Simply adding the copper(II) and copper(I) reduction half-equations and their respective reduction potentials would not yield the correct electrode potential of copper(II) to copper(0).
We can borrow the ideas behind the above cycle to present a more general form and show that Ecell = Ecathode - Eanode. In this example, we are recognising that the Gibbs free energy change of a forward reaction is the negative of that of the backward reaction (Ox = oxidised form, Red = reduced form). This examples also shows us that we need not multiply E values when determining Ecell.
It is also possible to show the formula which assumes standard conditions, Ecello = Ecathodeo - Eanodeo, by applying the same method with standardised ΔGo.
We can also use the equations ΔG = -nFEcell and ΔGo = -nFEcello to derive the Nernst equation from the more fundamental equation given in Figure 17.2. Note that the value of n on line 2 of Figure 17.7 is the same for both terms because it refers to the number of electrons transferred in the redox reaction. If the voltaic cell includes a standard hydrogen electrode, then we can also pass a non-standard and standard electrode potential instead.
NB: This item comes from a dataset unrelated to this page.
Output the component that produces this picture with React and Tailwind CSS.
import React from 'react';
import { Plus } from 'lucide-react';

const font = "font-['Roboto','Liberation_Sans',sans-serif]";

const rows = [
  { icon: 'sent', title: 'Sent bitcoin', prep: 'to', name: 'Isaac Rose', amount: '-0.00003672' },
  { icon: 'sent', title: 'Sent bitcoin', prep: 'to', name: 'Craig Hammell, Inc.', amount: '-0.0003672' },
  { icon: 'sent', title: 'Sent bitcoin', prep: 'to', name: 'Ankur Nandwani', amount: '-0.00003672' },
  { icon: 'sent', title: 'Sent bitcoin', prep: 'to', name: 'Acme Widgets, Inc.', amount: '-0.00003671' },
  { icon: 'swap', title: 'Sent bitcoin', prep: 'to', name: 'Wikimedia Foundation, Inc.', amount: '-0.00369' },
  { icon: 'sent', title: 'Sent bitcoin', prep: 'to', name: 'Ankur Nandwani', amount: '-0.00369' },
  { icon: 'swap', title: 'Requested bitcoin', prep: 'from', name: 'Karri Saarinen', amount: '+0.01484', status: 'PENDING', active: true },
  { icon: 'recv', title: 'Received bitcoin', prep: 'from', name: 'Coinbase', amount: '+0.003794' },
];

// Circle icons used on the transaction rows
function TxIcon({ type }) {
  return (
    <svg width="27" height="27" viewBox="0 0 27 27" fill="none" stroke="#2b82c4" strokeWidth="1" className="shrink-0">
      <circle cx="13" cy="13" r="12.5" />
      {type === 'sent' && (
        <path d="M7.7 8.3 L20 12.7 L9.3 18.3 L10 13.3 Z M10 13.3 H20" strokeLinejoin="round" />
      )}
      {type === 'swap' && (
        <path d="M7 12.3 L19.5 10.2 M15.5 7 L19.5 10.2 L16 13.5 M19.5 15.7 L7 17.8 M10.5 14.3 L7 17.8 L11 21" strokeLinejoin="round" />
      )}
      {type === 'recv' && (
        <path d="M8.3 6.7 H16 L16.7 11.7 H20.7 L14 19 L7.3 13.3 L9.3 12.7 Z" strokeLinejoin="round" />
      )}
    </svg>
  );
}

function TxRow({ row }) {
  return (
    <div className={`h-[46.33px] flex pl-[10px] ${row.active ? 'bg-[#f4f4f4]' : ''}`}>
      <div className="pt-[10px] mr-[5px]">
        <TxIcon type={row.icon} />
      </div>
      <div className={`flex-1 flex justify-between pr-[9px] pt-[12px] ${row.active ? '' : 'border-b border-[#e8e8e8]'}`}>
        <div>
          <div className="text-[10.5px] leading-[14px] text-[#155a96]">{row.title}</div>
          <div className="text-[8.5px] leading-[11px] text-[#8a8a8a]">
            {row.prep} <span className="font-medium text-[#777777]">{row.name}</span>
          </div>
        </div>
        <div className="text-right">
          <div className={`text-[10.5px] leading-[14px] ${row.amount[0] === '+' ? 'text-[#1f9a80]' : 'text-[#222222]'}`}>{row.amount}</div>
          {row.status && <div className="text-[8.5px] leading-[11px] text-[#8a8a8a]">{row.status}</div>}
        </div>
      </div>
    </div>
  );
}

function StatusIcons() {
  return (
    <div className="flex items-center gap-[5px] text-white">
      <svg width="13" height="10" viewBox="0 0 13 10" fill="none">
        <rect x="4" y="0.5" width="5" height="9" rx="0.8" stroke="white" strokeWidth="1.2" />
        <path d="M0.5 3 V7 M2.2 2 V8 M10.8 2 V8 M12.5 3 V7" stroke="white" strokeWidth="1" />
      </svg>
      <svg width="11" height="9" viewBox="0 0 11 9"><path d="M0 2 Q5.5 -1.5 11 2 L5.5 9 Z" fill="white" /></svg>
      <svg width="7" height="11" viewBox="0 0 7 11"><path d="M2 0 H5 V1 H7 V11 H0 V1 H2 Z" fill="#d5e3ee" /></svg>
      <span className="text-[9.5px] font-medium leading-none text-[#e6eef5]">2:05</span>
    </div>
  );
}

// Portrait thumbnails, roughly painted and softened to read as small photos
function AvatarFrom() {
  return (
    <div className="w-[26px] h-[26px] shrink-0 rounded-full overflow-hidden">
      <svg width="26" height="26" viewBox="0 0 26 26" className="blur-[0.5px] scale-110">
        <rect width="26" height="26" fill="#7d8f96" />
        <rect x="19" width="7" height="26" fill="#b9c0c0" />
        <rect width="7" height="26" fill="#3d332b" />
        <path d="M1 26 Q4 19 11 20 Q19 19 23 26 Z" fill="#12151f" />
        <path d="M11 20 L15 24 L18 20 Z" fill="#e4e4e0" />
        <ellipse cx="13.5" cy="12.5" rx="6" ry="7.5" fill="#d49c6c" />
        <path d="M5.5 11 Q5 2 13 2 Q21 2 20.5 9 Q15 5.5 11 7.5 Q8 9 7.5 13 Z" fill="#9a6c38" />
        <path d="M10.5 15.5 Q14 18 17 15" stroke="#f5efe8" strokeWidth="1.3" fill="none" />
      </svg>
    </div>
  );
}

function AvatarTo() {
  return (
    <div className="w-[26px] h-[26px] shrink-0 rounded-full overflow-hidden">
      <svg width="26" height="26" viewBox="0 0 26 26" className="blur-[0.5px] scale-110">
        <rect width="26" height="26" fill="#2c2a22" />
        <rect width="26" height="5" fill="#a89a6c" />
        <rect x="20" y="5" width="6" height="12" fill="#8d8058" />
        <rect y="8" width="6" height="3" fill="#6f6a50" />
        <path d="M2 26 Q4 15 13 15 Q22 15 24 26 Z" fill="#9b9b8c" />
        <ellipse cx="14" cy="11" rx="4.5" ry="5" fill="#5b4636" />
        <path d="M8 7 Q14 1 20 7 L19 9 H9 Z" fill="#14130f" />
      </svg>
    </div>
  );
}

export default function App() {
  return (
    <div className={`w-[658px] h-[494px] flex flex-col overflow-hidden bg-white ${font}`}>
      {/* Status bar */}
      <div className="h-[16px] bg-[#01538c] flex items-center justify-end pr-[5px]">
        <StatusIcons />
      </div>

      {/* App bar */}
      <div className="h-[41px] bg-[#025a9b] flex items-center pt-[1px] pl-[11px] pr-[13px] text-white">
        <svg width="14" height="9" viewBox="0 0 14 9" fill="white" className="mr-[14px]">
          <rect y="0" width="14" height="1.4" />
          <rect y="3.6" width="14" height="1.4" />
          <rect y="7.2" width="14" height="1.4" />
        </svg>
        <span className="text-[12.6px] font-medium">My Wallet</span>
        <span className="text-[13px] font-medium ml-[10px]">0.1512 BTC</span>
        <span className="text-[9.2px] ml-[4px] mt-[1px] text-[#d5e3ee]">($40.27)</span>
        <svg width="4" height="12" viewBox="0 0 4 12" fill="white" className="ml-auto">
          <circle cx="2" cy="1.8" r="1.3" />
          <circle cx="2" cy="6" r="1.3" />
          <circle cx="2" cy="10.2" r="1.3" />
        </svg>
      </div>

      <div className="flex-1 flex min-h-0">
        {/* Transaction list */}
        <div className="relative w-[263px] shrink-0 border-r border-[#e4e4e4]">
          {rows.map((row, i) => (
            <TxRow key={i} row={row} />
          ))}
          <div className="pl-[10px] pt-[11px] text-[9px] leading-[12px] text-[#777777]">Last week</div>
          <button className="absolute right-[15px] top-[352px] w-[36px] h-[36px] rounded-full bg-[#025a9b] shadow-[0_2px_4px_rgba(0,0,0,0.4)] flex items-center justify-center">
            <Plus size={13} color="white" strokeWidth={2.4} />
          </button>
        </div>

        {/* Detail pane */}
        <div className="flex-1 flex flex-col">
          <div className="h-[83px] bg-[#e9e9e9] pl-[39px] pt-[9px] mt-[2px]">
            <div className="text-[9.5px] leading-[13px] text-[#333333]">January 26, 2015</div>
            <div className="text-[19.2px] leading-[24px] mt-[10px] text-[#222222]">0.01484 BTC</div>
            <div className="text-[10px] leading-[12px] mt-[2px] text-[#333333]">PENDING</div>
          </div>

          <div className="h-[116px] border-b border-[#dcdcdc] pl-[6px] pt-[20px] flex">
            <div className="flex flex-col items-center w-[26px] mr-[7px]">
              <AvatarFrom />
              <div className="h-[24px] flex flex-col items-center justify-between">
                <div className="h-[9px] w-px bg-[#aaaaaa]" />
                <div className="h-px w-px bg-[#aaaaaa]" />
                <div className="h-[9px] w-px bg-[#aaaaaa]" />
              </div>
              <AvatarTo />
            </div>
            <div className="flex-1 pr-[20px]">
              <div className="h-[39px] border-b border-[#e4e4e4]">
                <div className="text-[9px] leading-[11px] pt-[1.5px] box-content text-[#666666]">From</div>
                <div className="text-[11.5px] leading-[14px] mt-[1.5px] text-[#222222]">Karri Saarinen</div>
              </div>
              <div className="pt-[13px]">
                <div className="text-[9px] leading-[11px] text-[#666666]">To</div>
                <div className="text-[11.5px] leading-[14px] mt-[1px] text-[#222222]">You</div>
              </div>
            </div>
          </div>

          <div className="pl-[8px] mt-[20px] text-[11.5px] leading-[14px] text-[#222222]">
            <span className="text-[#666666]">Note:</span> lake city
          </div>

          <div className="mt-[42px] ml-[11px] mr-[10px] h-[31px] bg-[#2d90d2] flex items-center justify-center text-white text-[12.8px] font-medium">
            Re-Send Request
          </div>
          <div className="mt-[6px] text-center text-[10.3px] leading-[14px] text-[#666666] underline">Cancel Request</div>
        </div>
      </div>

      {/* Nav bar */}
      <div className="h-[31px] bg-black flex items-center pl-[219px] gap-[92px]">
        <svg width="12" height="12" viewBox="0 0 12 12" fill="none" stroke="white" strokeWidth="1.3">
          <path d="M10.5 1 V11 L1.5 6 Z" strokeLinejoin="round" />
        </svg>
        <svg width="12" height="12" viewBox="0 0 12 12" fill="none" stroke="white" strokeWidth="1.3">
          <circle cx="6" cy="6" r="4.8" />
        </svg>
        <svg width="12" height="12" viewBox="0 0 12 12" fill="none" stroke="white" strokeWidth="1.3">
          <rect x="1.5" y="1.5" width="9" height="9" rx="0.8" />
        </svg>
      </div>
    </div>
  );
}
This also gives us an opportunity to show that we can use electrochemical cell potentials in the Nernst equation, as opposed to electrode potentials, discussed previously. We assign the concentration (as defined by the activity) of solids as unity and thus reveal the expression for the reaction quotient and equilibrium constant of a redox reaction equation.
To finish here, we have looked at the relationships between ΔG and other thermodynamics quantities such as Q, K and EMF. While it is very unlikely that you would be expected to reproduce these connections at this stage, having some explanation to the underlying principles will help with your own understanding when applying the equations.